"to begin to write it, to begin to fade" | October 5-20
new works by KRISTINA FELIX & JOHN LUI | curated by RAVEN MUNSELL
Opening Reception: Sunday, October 5, 4-8pm
Open Hours: Sundays & Mondays, noon-4pm
1913 W 17th Street, Chicago IL
This city can be known only by an activity of an ethnographic kind: you must orient yourself in it not by book, by address, but by walking, by sight, by habit, by experience; here every discovery is intense and fragile, it can be repeated or recovered only by memory or the trace it has left in you: to visit a place for the first time is thereby to begin to write it: the address not being written, it must establish its own writing.
to begin to write it, to begin to fade, is an exhibition of new works by Kristina Felix and John Lui. Felix explores the global traveler’s experience through found, purchased and constructed cultural artifacts and souvenirs. Through these objects she critiques the constructed nature of the tourism industry; she begins to write a new story, a new experience of these places that include handmade good luck charms and pseudo-spiritual objects and speculative propagandic t-shirts, ready to enter the market. By leveling the value of the real and fake objects, this body of work examines the paradoxes in the desire for an authentic or traditionalexperience and calls into question one’s memory of a trip. Drawing from her own recent solitary visit to the Andes, Felix points to one’s reliance on collected objects, photographs and travel companions in order to remember and validate an experience. With time and retelling, the experience changes and shifts until it no longer matches the place or the traveler.
Lui observes and documents his surroundings closely. Traversing both urban and rural areas, he comes to know these spaces by capturing them off-guard, uncovering subtle gestures and inscribing new meaning and language to them. In this new series of work he pairs incongruous images, often absurd or humorous and seemingly nostalgic, to construct new narratives and cause fissures between the images presented. With their soft light and hazy surfaces, Lui’s placeless photographs appear as if from a dream or from someone else’s memory.
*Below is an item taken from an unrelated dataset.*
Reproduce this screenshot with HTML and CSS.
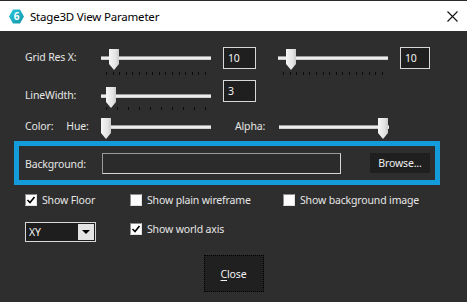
FILE: index.html
```html
<!DOCTYPE html>
<html lang="en">
<head>
    <meta charset="UTF-8">
    <title>Stage3D View Parameter</title>
    <link rel="stylesheet" href="styles.css">
</head>
<body>
    <div class="window">
        <!-- Title bar -->
        <div class="titlebar">
            <svg class="app-icon" width="15" height="15" viewBox="0 0 15 15">
                <defs>
                    <linearGradient id="hex" x1="0" y1="0" x2="1" y2="1">
                        <stop offset="0" stop-color="#2cc6dc"/>
                        <stop offset="1" stop-color="#1596a8"/>
                    </linearGradient>
                </defs>
                <polygon points="4,0.5 11,0.5 15,7.5 11,14.5 4,14.5 0,7.5" fill="url(#hex)"/>
                <text x="7.5" y="11.3" text-anchor="middle" class="app-icon-text">6</text>
            </svg>
            <span class="title">Stage3D View Parameter</span>
            <svg class="close-x" width="11" height="11" viewBox="0 0 11 11">
                <path d="M0.5 0.5 L10.5 10.5 M10.5 0.5 L0.5 10.5" stroke="#111" stroke-width="1.1" fill="none"/>
            </svg>
        </div>

        <div class="content">
            <!-- Grid resolution -->
            <div class="row row-grid">
                <span class="label">Grid Res X:</span>
                <div class="slider">
                    <div class="track"></div>
                    <div class="thumb" style="left: 8px"></div>
                    <div class="ticks">
                        <i></i><i></i><i></i><i></i><i></i><i></i><i></i><i></i>
                        <i></i><i></i><i></i><i></i><i></i><i></i><i></i><i></i>
                    </div>
                </div>
                <div class="num">10</div>
                <div class="slider slider-right">
                    <div class="track"></div>
                    <div class="thumb" style="left: 8px"></div>
                    <div class="ticks">
                        <i></i><i></i><i></i><i></i><i></i><i></i><i></i><i></i>
                        <i></i><i></i><i></i><i></i><i></i><i></i><i></i><i></i>
                    </div>
                </div>
                <div class="num num-small">10</div>
            </div>

            <!-- Line width -->
            <div class="row row-line">
                <span class="label">LineWidth:</span>
                <div class="slider">
                    <div class="track"></div>
                    <div class="thumb" style="left: 5px"></div>
                    <div class="ticks ticks-close">
                        <i></i><i></i><i></i><i></i><i></i>
                        <i></i><i></i><i></i><i></i><i></i>
                    </div>
                </div>
                <div class="num">3</div>
            </div>

            <!-- Color -->
            <div class="row row-color">
                <span class="label label-color">Color:<span class="hue">Hue:</span></span>
                <div class="slider slider-short">
                    <div class="track"></div>
                    <div class="thumb" style="left: 0px"></div>
                </div>
                <span class="alpha">Alpha:</span>
                <div class="slider slider-short">
                    <div class="track"></div>
                    <div class="thumb" style="left: 99px"></div>
                </div>
            </div>

            <!-- Background -->
            <div class="bg-group">
                <span class="label">Background:</span>
                <div class="path-input"></div>
                <div class="browse">Browse...</div>
            </div>

            <!-- Options -->
            <div class="checks">
                <label class="check check-floor">
                    <span class="box checked">
                        <svg width="10" height="10" viewBox="0 0 10 10"><path d="M1.5 5 L4 7.5 L8.5 2" stroke="#000" stroke-width="1.6" fill="none"/></svg>
                    </span>
                    Show Floor
                </label>
                <label class="check check-wire">
                    <span class="box"></span>
                    Show plain wireframe
                </label>
                <label class="check">
                    <span class="box"></span>
                    Show background image
                </label>
            </div>

            <div class="checks checks-second">
                <div class="dropdown">
                    <span class="dropdown-value">XY</span>
                    <span class="dropdown-btn"><span class="arrow"></span></span>
                </div>
                <label class="check">
                    <span class="box checked">
                        <svg width="10" height="10" viewBox="0 0 10 10"><path d="M1.5 5 L4 7.5 L8.5 2" stroke="#000" stroke-width="1.6" fill="none"/></svg>
                    </span>
                    Show world axis
                </label>
            </div>

            <div class="footer">
                <button class="close-btn"><span class="focus"><u>C</u>lose</span></button>
            </div>
        </div>
    </div>
</body>
</html>
```

FILE: styles.css
```css
/* Reset */
* {
    margin: 0;
    padding: 0;
    box-sizing: border-box;
}

body {
    font-family: 'Noto Sans', 'Open Sans', sans-serif;
    font-size: 10.5px;
    letter-spacing: -0.15px;
    background: #2e2e2e;
    color: #e6e6e6;
    overflow: hidden;
}

.window {
    width: 467px;
    height: 302px;
    display: flex;
    flex-direction: column;
}

/* Title bar */
.titlebar {
    height: 31px;
    flex-shrink: 0;
    background: #ffffff;
    border-top: 1px solid #2a2a2a;
    display: flex;
    align-items: center;
    padding-left: 9px;
    color: #000;
}

.app-icon {
    margin-right: 6px;
}

.app-icon-text {
    font-family: 'Noto Sans', sans-serif;
    font-size: 10px;
    font-weight: 700;
    fill: #ffffff;
}

.title {
    font-size: 11.5px;
    letter-spacing: -0.2px;
}

.close-x {
    margin-left: auto;
    margin-right: 9px;
}

/* Content */
.content {
    flex: 1;
    background: #2e2e2e;
    padding-top: 15px;
}

.row {
    display: flex;
    align-items: flex-start;
    padding-left: 25px;
}

.label {
    width: 76px;
    line-height: 16px;
    flex-shrink: 0;
}

.row-grid {
    height: 30px;
}

.row-grid .label {
    margin-top: 3px;
}

.row-line {
    margin-top: 4px;
    height: 34px;
}

.row-line .label {
    margin-top: 7px;
}

.row-line .slider {
    margin-top: 4px;
}

.row-color {
    margin-top: 1px;
    height: 25px;
}

.row-color .label {
    margin-top: 3px;
}

.hue {
    margin-left: 13px;
}

.alpha {
    width: 44px;
    margin-left: 24px;
    margin-top: 3px;
    line-height: 16px;
}

/* Sliders */
.slider {
    position: relative;
    width: 110px;
    height: 30px;
    flex-shrink: 0;
}

.slider-short {
    height: 25px;
}

.slider-right {
    margin-left: 22px;
}

.track {
    position: absolute;
    left: 0;
    right: 0;
    top: 10px;
    height: 4px;
    background: #ececec;
    border-top: 1px solid #9c9c9c;
    border-bottom: 1px solid #cfcfcf;
}

.thumb {
    position: absolute;
    top: 3px;
    width: 10px;
    height: 21px;
    background: linear-gradient(90deg, #f6f6f6, #e2e2e2 70%, #c9c9c9);
    clip-path: polygon(0 0, 100% 0, 100% 72%, 50% 100%, 0 72%);
}

.ticks {
    position: absolute;
    left: 5px;
    width: 100px;
    top: 26px;
    height: 3px;
    display: flex;
    justify-content: space-between;
}

.ticks-close {
    top: 23px;
}

.ticks i {
    display: block;
    width: 1px;
    height: 3px;
    background: #0c0c0c;
}

/* Number boxes */
.num {
    width: 33px;
    height: 22px;
    margin-left: 12px;
    margin-top: 1px;
    background: #1f1f1f;
    border: 1px solid #d8d8d8;
    color: #f2f2f2;
    padding-left: 4px;
    line-height: 20px;
}

.row-line .num {
    margin-top: 0;
}

.num-small {
    width: 30px;
}

/* Background group (highlighted) */
.bg-group {
    margin-left: 14px;
    margin-top: 1px;
    width: 426px;
    height: 44px;
    border: 5px solid #139bdb;
    display: flex;
    align-items: flex-start;
    padding: 7px 0 0 6px;
}

.bg-group .label {
    width: 77px;
    margin-top: 3px;
}

.path-input {
    width: 239px;
    height: 21px;
    border: 1px solid #9a9a9a;
    border-bottom-color: #d6d6d6;
    border-right-color: #d6d6d6;
    background: #2b2b2b;
}

.browse {
    width: 60px;
    height: 20px;
    margin-left: 29px;
    background: #1f1f1f;
    color: #f0f0f0;
    text-align: center;
    line-height: 20px;
}

/* Check boxes */
.checks {
    display: flex;
    align-items: center;
    padding-left: 25px;
    margin-top: 7px;
    height: 16px;
}

.check {
    display: flex;
    align-items: center;
    gap: 5px;
    line-height: 16px;
}

.check-floor {
    width: 105px;
}

.check-wire {
    width: 153px;
}

.box {
    width: 12px;
    height: 12px;
    background: #ffffff;
    border: 1px solid #8c8c8c;
    border-right-color: #e0e0e0;
    border-bottom-color: #e0e0e0;
    display: flex;
    align-items: center;
    justify-content: center;
}

.checks-second {
    margin-top: 14px;
    height: 20px;
    align-items: flex-start;
}

.checks-second .check {
    margin-left: 34px;
    margin-top: -1px;
}

/* Dropdown */
.dropdown {
    width: 71px;
    height: 20px;
    border: 1px solid #d8d8d8;
    background: #1e1e1e;
    display: flex;
    align-items: center;
    padding: 1px;
}

.dropdown-value {
    flex: 1;
    padding-left: 2px;
    color: #f2f2f2;
}

.dropdown-btn {
    width: 16px;
    height: 16px;
    background: #e4e4e4;
    display: flex;
    align-items: center;
    justify-content: center;
}

.arrow {
    width: 0;
    height: 0;
    border-left: 4px solid transparent;
    border-right: 4px solid transparent;
    border-top: 4px solid #000;
}

/* Footer */
.footer {
    display: flex;
    justify-content: center;
    margin-top: 13px;
}

.close-btn {
    width: 60px;
    height: 37px;
    background: #202020;
    border: none;
    color: #f2f2f2;
    font-family: inherit;
    font-size: 10.5px;
    letter-spacing: -0.15px;
    display: flex;
    padding: 0;
}

.close-btn .focus {
    flex: 1;
    border: 1px dotted #000;
    display: flex;
    align-items: center;
    justify-content: center;
}

.close-btn u {
    text-underline-offset: 2px;
}
```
 Roland Barthes, Empire of Signs, trans. Richard Howard (Hill and Wang: New York, 1982), 36.
KRISTINA FELIX is a Brooklyn-based artist who makes artworks that explore the creative potential of language, labor and found narratives. Felix’s works are often rational interpretations of topics such as love and desire, the supernatural and the homogenization of personal and spatial exploration after the Internet. Felix earned an MFA in Transmedia from The University of Texas at Austin in 2010, and a BFA in Studio Art from Columbia College Chicago in 2004. She recently completed a Fulbright research project in sculpture that focused on mnemonic devices in Andean textiles and crafts. Her work has been exhibited nationally, most recently at the Chicago Artists' Coalition as part of Hatch Projects where Felix was a resident artist from 2012-2013.
JOHN LUI is a Hong-Kong based photographer and moving-image maker. Lui received his MFA from Cranbrook Academy of Art and his BFA from Pratt Institute. His work has been screened at film and video festivals including Festival Miden, Greece; Milan Design Week, Italy; Daytripper: A Film Series, USA; and PERFO!, Finland. He has been an artist-in-resident at CAMAC (France), ARTELES (Finland), CAN (Switzerland), ACRE (USA) and most recently, Vermont Studio Center (USA), where he received an artist grant. His work has been exhibited at Kuhn Fine Arts Gallery at Ohio State University, Forum Gallery, Mogura Gallery, Studio Couture, and Cranbrook Academy Art.
RAVEN MUNSELL is a curator, writer and arts administrator based in Chicago. She co-directs the mobile exhibition space and artist bumper sticker project TRUNK SHOW and creates exhibitions independently, institutionally and with Third Object, a collaborative curatorial group she co-founded. She earned dual M.A. in Art History and Arts Administration from the School of the Art Institute of Chicago in 2014.